### Task data
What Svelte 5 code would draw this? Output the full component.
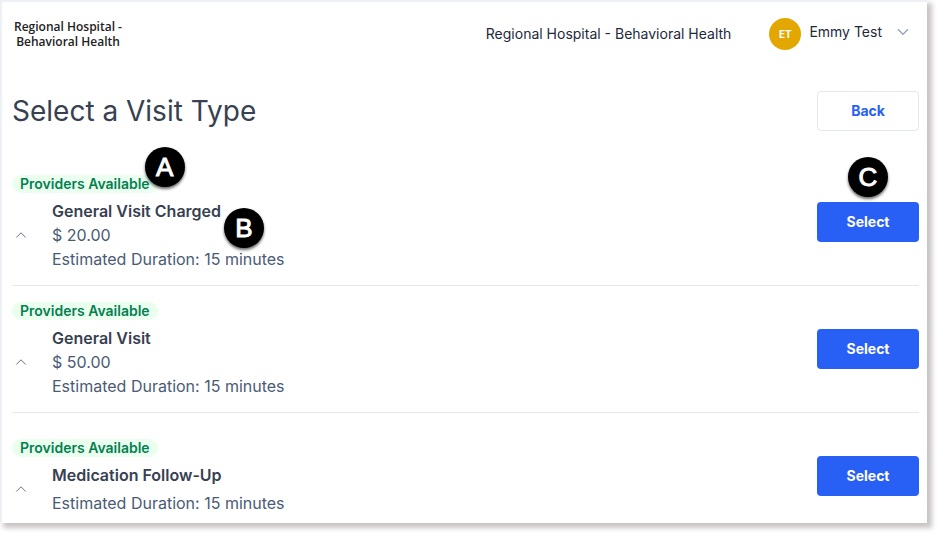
--
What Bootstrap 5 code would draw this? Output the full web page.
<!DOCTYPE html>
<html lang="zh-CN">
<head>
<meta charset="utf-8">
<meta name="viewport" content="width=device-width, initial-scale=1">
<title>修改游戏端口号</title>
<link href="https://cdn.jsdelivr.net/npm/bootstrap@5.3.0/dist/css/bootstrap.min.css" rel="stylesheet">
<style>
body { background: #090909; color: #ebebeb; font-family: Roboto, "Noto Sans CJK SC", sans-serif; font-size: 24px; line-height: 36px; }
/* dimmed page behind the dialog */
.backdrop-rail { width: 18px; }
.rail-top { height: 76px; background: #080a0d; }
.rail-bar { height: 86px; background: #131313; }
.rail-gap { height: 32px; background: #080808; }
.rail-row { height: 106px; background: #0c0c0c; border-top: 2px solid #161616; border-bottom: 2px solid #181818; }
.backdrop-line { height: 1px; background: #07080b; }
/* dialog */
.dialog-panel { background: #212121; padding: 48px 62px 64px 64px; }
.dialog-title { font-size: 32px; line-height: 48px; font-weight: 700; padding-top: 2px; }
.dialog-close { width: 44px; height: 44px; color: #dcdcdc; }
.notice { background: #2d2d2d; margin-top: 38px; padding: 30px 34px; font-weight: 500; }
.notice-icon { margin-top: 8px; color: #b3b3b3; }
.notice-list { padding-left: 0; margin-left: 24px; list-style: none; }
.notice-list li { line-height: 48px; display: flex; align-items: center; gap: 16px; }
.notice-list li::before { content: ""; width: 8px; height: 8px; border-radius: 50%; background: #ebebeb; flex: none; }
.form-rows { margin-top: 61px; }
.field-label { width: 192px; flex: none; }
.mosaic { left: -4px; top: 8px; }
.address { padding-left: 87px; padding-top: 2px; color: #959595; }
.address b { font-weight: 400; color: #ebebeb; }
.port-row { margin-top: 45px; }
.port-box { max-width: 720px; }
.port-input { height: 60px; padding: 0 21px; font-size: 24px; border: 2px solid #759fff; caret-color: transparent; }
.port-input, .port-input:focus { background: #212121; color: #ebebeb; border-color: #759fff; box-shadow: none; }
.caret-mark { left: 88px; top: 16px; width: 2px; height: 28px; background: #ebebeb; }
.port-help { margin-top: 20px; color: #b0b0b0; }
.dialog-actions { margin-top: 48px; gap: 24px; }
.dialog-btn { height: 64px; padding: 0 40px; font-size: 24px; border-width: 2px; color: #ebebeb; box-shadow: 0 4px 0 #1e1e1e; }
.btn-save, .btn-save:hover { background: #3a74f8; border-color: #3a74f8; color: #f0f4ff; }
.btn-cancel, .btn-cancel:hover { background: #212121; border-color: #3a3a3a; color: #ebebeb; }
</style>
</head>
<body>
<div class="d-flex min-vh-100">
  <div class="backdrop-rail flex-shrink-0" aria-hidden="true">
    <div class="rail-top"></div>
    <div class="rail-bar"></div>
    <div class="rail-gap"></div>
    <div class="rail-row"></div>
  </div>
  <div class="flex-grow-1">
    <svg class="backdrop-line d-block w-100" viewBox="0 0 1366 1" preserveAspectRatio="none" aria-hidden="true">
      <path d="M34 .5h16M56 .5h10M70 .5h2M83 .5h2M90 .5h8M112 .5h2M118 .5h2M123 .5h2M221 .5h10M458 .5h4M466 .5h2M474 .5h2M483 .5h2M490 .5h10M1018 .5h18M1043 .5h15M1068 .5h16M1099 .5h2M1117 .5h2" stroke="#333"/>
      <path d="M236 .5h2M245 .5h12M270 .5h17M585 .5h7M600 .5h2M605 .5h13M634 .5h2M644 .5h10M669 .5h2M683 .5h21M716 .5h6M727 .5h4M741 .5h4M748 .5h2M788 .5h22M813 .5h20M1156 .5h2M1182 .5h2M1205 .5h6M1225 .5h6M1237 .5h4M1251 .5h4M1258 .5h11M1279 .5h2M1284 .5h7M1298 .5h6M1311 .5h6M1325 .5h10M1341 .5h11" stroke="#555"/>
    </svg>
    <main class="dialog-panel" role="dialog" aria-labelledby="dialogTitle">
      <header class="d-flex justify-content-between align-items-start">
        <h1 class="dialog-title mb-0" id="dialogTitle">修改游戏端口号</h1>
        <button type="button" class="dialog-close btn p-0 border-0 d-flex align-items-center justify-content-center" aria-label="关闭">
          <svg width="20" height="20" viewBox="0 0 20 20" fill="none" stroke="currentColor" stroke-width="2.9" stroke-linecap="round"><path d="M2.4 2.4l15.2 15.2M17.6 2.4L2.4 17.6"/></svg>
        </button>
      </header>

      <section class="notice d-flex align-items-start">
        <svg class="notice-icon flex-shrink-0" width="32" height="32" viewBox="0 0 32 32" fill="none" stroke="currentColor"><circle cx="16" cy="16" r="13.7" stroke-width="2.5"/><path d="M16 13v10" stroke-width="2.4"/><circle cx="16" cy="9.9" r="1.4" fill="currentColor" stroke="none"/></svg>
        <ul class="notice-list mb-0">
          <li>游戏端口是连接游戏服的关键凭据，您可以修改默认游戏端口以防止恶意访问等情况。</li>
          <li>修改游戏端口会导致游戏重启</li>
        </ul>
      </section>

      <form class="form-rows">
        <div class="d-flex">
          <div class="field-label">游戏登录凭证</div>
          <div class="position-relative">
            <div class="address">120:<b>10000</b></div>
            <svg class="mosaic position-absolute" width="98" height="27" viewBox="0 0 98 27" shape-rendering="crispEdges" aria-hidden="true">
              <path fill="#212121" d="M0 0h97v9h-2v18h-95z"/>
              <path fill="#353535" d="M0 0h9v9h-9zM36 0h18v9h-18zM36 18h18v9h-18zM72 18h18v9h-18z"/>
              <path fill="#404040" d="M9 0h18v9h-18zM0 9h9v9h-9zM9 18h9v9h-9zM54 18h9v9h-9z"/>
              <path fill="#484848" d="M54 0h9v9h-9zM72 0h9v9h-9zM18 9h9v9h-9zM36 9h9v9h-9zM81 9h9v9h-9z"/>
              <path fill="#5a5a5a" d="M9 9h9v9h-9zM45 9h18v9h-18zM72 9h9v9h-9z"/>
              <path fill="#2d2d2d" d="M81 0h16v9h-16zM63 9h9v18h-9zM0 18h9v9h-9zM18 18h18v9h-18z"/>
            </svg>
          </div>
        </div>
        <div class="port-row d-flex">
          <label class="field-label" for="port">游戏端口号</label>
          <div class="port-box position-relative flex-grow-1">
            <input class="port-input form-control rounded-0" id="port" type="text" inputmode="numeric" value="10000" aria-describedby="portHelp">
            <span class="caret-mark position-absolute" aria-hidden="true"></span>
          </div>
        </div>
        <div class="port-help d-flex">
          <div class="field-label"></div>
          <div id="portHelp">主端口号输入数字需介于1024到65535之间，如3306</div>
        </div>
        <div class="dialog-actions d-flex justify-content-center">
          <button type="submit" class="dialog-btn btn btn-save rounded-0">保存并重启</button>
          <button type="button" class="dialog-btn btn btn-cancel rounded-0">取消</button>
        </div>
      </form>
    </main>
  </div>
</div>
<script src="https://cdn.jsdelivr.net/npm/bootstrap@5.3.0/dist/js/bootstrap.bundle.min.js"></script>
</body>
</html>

### Short problem
Select, from the listing, all lines that include the word "Output".

### Result
What Svelte 5 code would draw this? Output the full component.
What Bootstrap 5 code would draw this? Output the full web page.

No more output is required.